By: Zach Crenshaw
Before agreeing to an interview with a reporter, there are four critical questions you should always ask. These questions help you assess whether an interview opportunity is advantageous or potentially adversarial, allowing you to make an informed decision about how to proceed.
1. When and Where Will the Story Publish?
This question provides important information about how quickly the reporter is turning the story and how the outlet plans to prioritize or promote it. There’s a significant difference in journalism between a day-turn story and a months-long investigation. The same is true for a segment on the TODAY show versus a story that goes straight to NBCNews.com. Understanding the timeline and placement helps you gauge the story’s reach and urgency.
2. How Long Will the Story Be?
Word counts and run times reveal the story’s importance in a newsroom. The more words a feature reporter gets, the more time a TV news package gets in a newscast, or the more time a CEO gets on Squawk Box—all are revealing indicators of how prominently your interview will be featured. This insight helps you understand the depth of coverage and how much context will be included.
3. What’s My Role in the Story?
Clarifying your role is essential to understanding how you’ll be positioned. Are you the main voice, or just one perspective among many? Are your competitors or detractors being interviewed? What about former employees or someone who sued you five years ago? You must be clear-eyed about how the journalist plans to position you and your organization.
4. What’s the Topic and the Angle of the Story?
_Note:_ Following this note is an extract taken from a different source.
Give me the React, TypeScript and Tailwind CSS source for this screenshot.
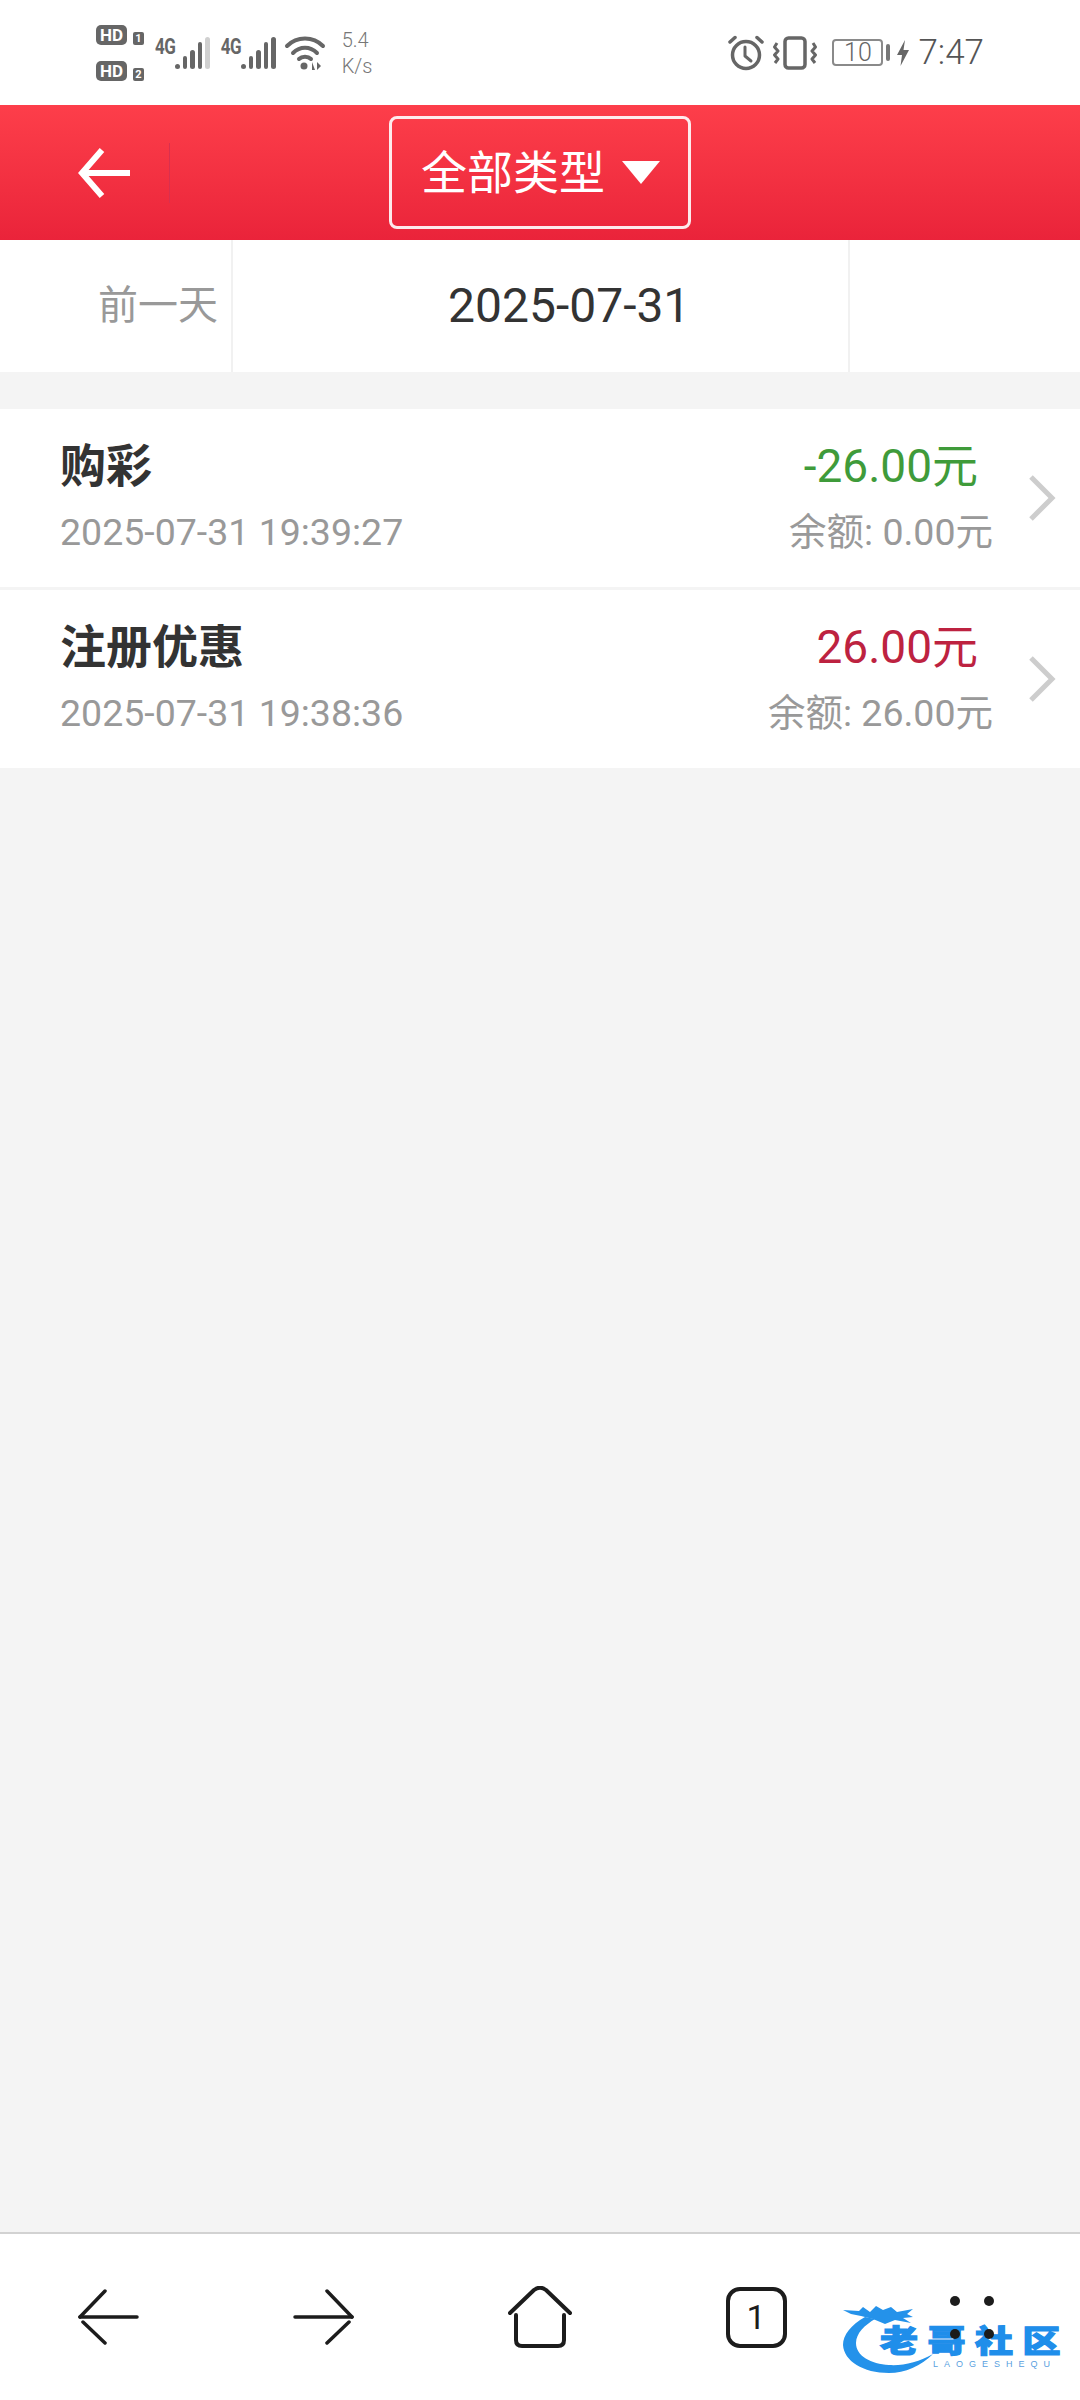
function Signal({ lastGrey }: { lastGrey?: boolean }) {
  const heights = [5, 13, 19, 27, 32];
  return (
    <div className="flex items-start">
      <span className="text-[17px] leading-[17px] font-bold text-[#666] font-['Roboto',sans-serif] tracking-[-0.5px] scale-y-125 origin-top">4G</span>
      <div className="flex items-end gap-[3px] h-[33px]">
        {heights.map((h, i) => (
          <div
            key={i}
            style={{ height: h }}
            className={`w-[4.5px] rounded-full ${lastGrey && i === 4 ? "bg-[#d0d0d0]" : "bg-[#666]"}`}
          />
        ))}
      </div>
    </div>
  );
}

function HdBadge({ n }: { n: string }) {
  return (
    <div className="flex items-end gap-[6px]">
      <div className="w-[31px] h-[20px] rounded-[5px] bg-[#666] text-white text-[17px] leading-[20px] font-bold text-center font-['Roboto',sans-serif]">HD</div>
      <div className="w-[11px] h-[13px] rounded-[2px] bg-[#666] text-white text-[11px] leading-[13px] font-bold text-center font-['Roboto',sans-serif]">{n}</div>
    </div>
  );
}

function StatusBar() {
  return (
    <div className="h-[105px] bg-white flex items-center justify-between pl-[96px] pr-[96px] text-[#666]">
      <div className="flex items-center">
        <div className="flex flex-col gap-[16px]">
          <HdBadge n="1" />
          <HdBadge n="2" />
        </div>
        <div className="ml-[11px]"><Signal lastGrey /></div>
        <div className="ml-[11px]"><Signal /></div>
        <svg className="ml-[8px]" width="42" height="36" viewBox="0 0 42 36" fill="none" stroke="#666" strokeWidth="4" strokeLinecap="round">
          <path d="M3 11 C13 1 29 1 39 11" />
          <path d="M9 18 C16 11 26 11 33 18" />
          <path d="M15 24 C18 21 24 21 27 24" />
          <circle cx="20" cy="31" r="3.5" fill="#666" stroke="none" />
          <path d="M28 27 L28 35 L31 35 Z M33 27 L33 35 L37 31 Z" fill="#666" stroke="none" />
        </svg>
        <div className="ml-[16px] w-[36px] text-[20px] leading-[26px] text-[#777] font-['Roboto',sans-serif] font-light">
          <div>5.4</div>
          <div>K/s</div>
        </div>
      </div>
      <div className="flex items-center">
        <svg width="36" height="36" viewBox="0 0 36 36" fill="none" stroke="#666" strokeWidth="3.5" strokeLinecap="round" strokeLinejoin="round">
          <circle cx="18" cy="20" r="13.5" />
          <path d="M17 12 V21 L23 26" strokeWidth="3" />
          <path d="M2 7 L7 2.5 M34 7 L29 2.5" />
        </svg>
        <svg className="ml-[9px]" width="44" height="34" viewBox="0 0 44 34" fill="none" stroke="#666" strokeLinejoin="round">
          <rect x="12" y="2" width="20" height="30" rx="3.5" strokeWidth="3.5" />
          <path d="M4 7 L1.5 11 L5 15 L1.5 19 L5 23 L2 27 M40 7 L42.5 11 L39 15 L42.5 19 L39 23 L42 27" strokeWidth="3" />
        </svg>
        <div className="ml-[15px] w-[51px] h-[27px] rounded-[4px] border-[2px] border-[#8a8a8a] text-[25px] leading-[24px] text-center font-['Roboto',sans-serif] font-light text-[#666]">10</div>
        <div className="ml-[3px] w-[4px] h-[17px] rounded-[2px] bg-[#777]" />
        <svg className="ml-[7px]" width="12" height="26" viewBox="0 0 12 26" fill="#666">
          <path d="M8 0 L0 15 H5 L3.5 26 L12 10 H6.5 Z" />
        </svg>
        <div className="ml-[9px] text-[35px] leading-[36px] font-['Roboto',sans-serif] font-light text-[#555]">7:47</div>
      </div>
    </div>
  );
}

function Header() {
  return (
    <div className="h-[135px] bg-gradient-to-b from-[#fd3e4a] to-[#ea233a] grid grid-cols-[1fr_auto_1fr] items-center">
      <div className="flex items-center pl-[78px]">
        <svg width="54" height="52" viewBox="0 0 54 52" fill="none" stroke="#fff" strokeWidth="6">
          <path d="M52 26 H6" />
          <path d="M24 3 L4 26 L24 49" />
        </svg>
        <div className="ml-[37px] w-[1px] h-[60px] bg-[#d9304f]" />
      </div>
      <div className="w-[302px] h-[113px] border-[3px] border-white/90 rounded-[8px] flex items-center pl-[29px]">
        <span className="text-[46px] leading-[50px] text-white">全部类型</span>
        <div className="ml-[17px] w-0 h-0 border-l-[19px] border-r-[19px] border-t-[23px] border-l-transparent border-r-transparent border-t-white" />
      </div>
      <div />
    </div>
  );
}

function DateRow() {
  return (
    <div className="h-[132px] bg-white flex">
      <div className="w-[233px] border-r-2 border-[#f1f1f1] flex items-center justify-end pr-[13px] text-[40px] text-[#999]">前一天</div>
      <div className="flex-1 flex items-center pl-[215px] text-[48px] text-[#333]">2025-07-31</div>
      <div className="w-[232px] border-l-2 border-[#f1f1f1]" />
    </div>
  );
}

function Row({ title, time, amount, color, balance }: { title: string; time: string; amount: string; color: string; balance: string }) {
  return (
    <div className="h-[178px] bg-white flex items-center pl-[60px] pr-[24px]">
      <div className="flex-1 pb-[1px]">
        <div className="text-[46px] leading-[56px] font-bold text-[#333]">{title}</div>
        <div className="mt-[13px] text-[37.5px] leading-[50px] text-[#999]">{time}</div>
      </div>
      <div className="flex flex-col items-end pb-[1px]">
        <div className={`mr-[15px] text-[46px] leading-[56px] ${color}`}>{amount}</div>
        <div className="mt-[13px] text-[37.5px] leading-[50px] text-[#999]">{balance}</div>
      </div>
      <svg className="ml-[35px]" width="28" height="46" viewBox="0 0 28 46" fill="none" stroke="#cdcdcd" strokeWidth="5">
        <path d="M3 2 L24 23 L3 44" />
      </svg>
    </div>
  );
}

function BottomBar() {
  return (
    <div className="relative h-[168px] bg-white border-t-2 border-[#d2d2d2] grid grid-cols-5 items-center">
      <div className="flex justify-center">
        <svg width="62" height="56" viewBox="0 0 62 56" fill="none" stroke="#1c1c1c" strokeWidth="3.5" strokeLinecap="round">
          <path d="M3 28 H60" />
          <path d="M28 2 L3 28" />
          <path d="M6 33 L28 54" />
        </svg>
      </div>
      <div className="flex justify-center">
        <svg width="62" height="56" viewBox="0 0 62 56" fill="none" stroke="#1c1c1c" strokeWidth="3.5" strokeLinecap="round">
          <path d="M59 28 H2" />
          <path d="M34 2 L59 28" />
          <path d="M56 33 L34 54" />
        </svg>
      </div>
      <div className="flex justify-center">
        <svg width="64" height="62" viewBox="0 0 64 62" fill="none" stroke="#1c1c1c" strokeWidth="4" strokeLinecap="round" strokeLinejoin="round">
          <path d="M2 27 L26 4 Q32 -0.5 38 4 L62 27" />
          <path d="M8 29 V54 Q8 60 14 60 H50 Q56 60 56 54 V29" />
        </svg>
      </div>
      <div className="flex justify-center">
        <div className="w-[61px] h-[61px] rounded-[14px] border-[4px] border-[#1c1c1c] flex items-center justify-center text-[34px] leading-none text-[#1c1c1c]">1</div>
      </div>
      <div className="relative z-10 flex justify-center">
        <div className="grid grid-cols-2 gap-x-[24px] gap-y-[23px]">
          <span className="w-[10px] h-[10px] rounded-full bg-[#1c1c1c]" />
          <span className="w-[10px] h-[10px] rounded-full bg-[#1c1c1c]" />
          <span className="w-[10px] h-[10px] rounded-full bg-[#1c1c1c]" />
          <span className="w-[10px] h-[10px] rounded-full bg-[#1c1c1c]" />
        </div>
      </div>
      {/* watermark overlays the bar */}
      <div className="absolute left-[843px] top-[69px] w-[222px] h-[72px]">
        <svg className="absolute left-0 top-0" width="222" height="72" viewBox="0 0 222 72" fill="#2492ea">
          <path d="M22 14 C8 22 0 32 0 42 C1 58 20 70 46 70 C62 70 78 63 90 51 C76 59 60 63 46 62 C28 61 13 53 13 40 C13 30 22 22 32 16 Z" />
          <path d="M0 7 L16 8 L20 4 L27 9 L33 3 L40 7 L48 4 L54 9 L70 6 L64 11 L70 14 L60 15 L68 20 L52 17 L42 21 L30 16 L18 13 L8 11 Z" />
        </svg>
        <span className="absolute left-[37px] top-[22px] w-[190px] text-[38px] leading-[36px] font-black tracking-[9.5px] whitespace-nowrap text-[#1f8eea] [-webkit-text-stroke:1.5px_#1f8eea] font-['Noto_Sans_CJK_SC',sans-serif] scale-y-[0.8] origin-top-left">老哥社区</span>
        <span className="absolute left-[90px] top-[56px] text-[9px] leading-[10px] tracking-[6px] text-[#5a9fe0] font-['Liberation_Sans',sans-serif] whitespace-nowrap">LAOGESHEQU</span>
      </div>
    </div>
  );
}

export default function App() {
  return (
    <div className="w-[1080px] h-[2400px] flex flex-col bg-[#f4f4f4] overflow-hidden font-['Roboto','Noto_Sans_CJK_SC',sans-serif]">
      <StatusBar />
      <Header />
      <DateRow />
      <div className="mt-[37px] flex flex-col gap-[3px]">
        <Row title="购彩" time="2025-07-31 19:39:27" amount="-26.00元" color="text-[#3f9b3a]" balance="余额: 0.00元" />
        <Row title="注册优惠" time="2025-07-31 19:38:36" amount="26.00元" color="text-[#bd2240]" balance="余额: 26.00元" />
      </div>
      <div className="flex-1" />
      <BottomBar />
    </div>
  );
}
This is the most important question of all. It’s essential to press for both the topic and the angle. If a journalist is doing a negative story, they’ll often share the topic but conceal the angle.
For instance, they might tell a hospital executive that the interview is about how billing practices have evolved in recent years. That’s true, generally speaking, but the angle might be that the reporter has found three single mothers who were charged $100 for saline, and they’re going to focus on that, putting the executive squarely in the hot seat.
Make sure you ask for both. If you don’t get straight answers, that’s a red flag.
Be Prepared, Be Professional
These four questions are critical to ensuring you’re sitting down for an interview that’s advantageous, not adversarial. At the end of the day, it’s about being prepared so you can make an informed decision about whether to jump on the interview opportunity, send over a written statement, or politely decline.
Remember: reporters expect these questions. Preparation isn’t pushy, it’s professional.